Tout commence en 1988. La jeune trentenaire travaille alors en tant que productrice pour une société de clips musicaux à Los Angeles, et rentre chez elle en voiture, après une longue journée de travail. Sur la route californienne, son esprit divague, et une idée folle lui vient subitement : “deux femmes se lancent dans une série de crimes”. À partir de cette unique phrase, tout le film se déploie alors dans l’esprit de Callie Khouri, comme elle l’explique en 2012 dans une interview pour Variety : “J’ai vu, en un éclair, d’où ces femmes venaient et où elles terminaient. À travers une série d’accidents, je les ai vu passer du statut d’invisibles, puis devenir trop grande pour que le monde les contienne, tout ça parce qu’elles ont arrêté d’encourager des situations absurdes et sont simplement devenues elles-mêmes.”

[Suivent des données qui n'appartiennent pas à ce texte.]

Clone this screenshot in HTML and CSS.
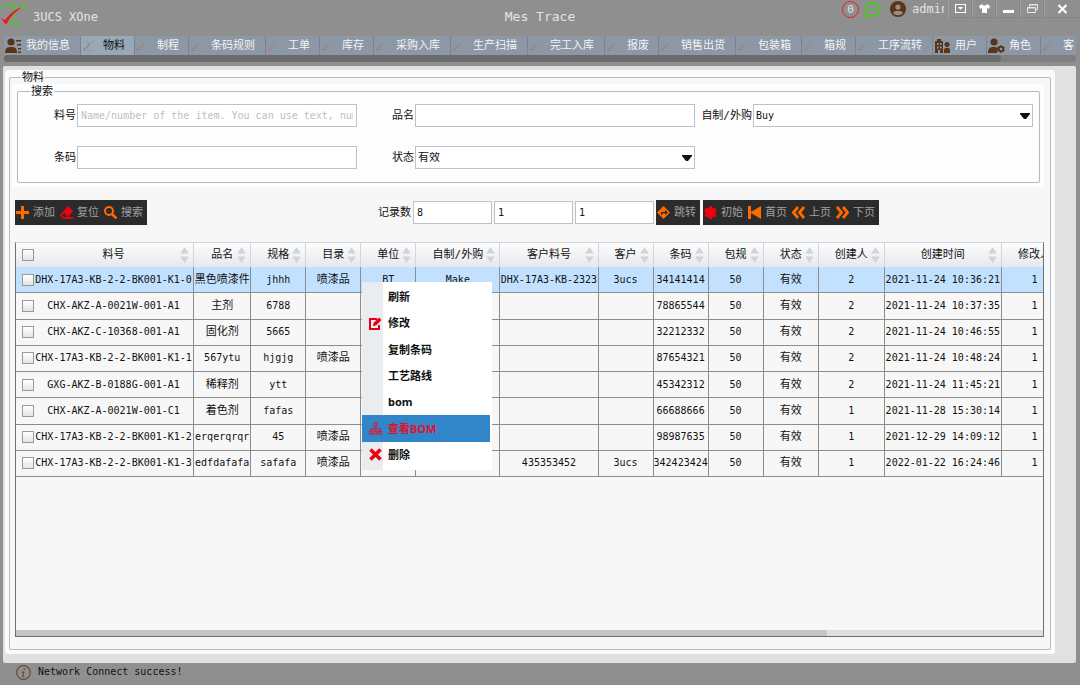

Callie Khouri passe les six mois suivants à écrire son scénario le soir ou la nuit, après ses journées de travail. Elle y met toutes ses idées, toute ses expériences, et toute sa colère de femme invisibilisée dans un monde d’hommes. La journée, elle développe les clips de groupes musicaux macho à la mode dans les années 80, et le soir elle se libère sur son script, comme une catharsis. Elle n’a pas besoin d’aller bien loin pour remplir la vie des fictives Thelma et Louise : pour leur relation unique, elle s’inspire de son amitié avec la chanteuse country Pam Tillis. Et pour leurs déboires, elle reprend ces histoires d’agressions constantes – physiques ou psychologiques – que connaissent toutes les femmes, et qui ont aussi parsemé sa vie. Elle a conscience que son script va loin, mais elle s’en moque : elle a son film. Et si aucun studio ne veut de son scénario, elle le réalisera en indépendante, et avec ses modestes moyens.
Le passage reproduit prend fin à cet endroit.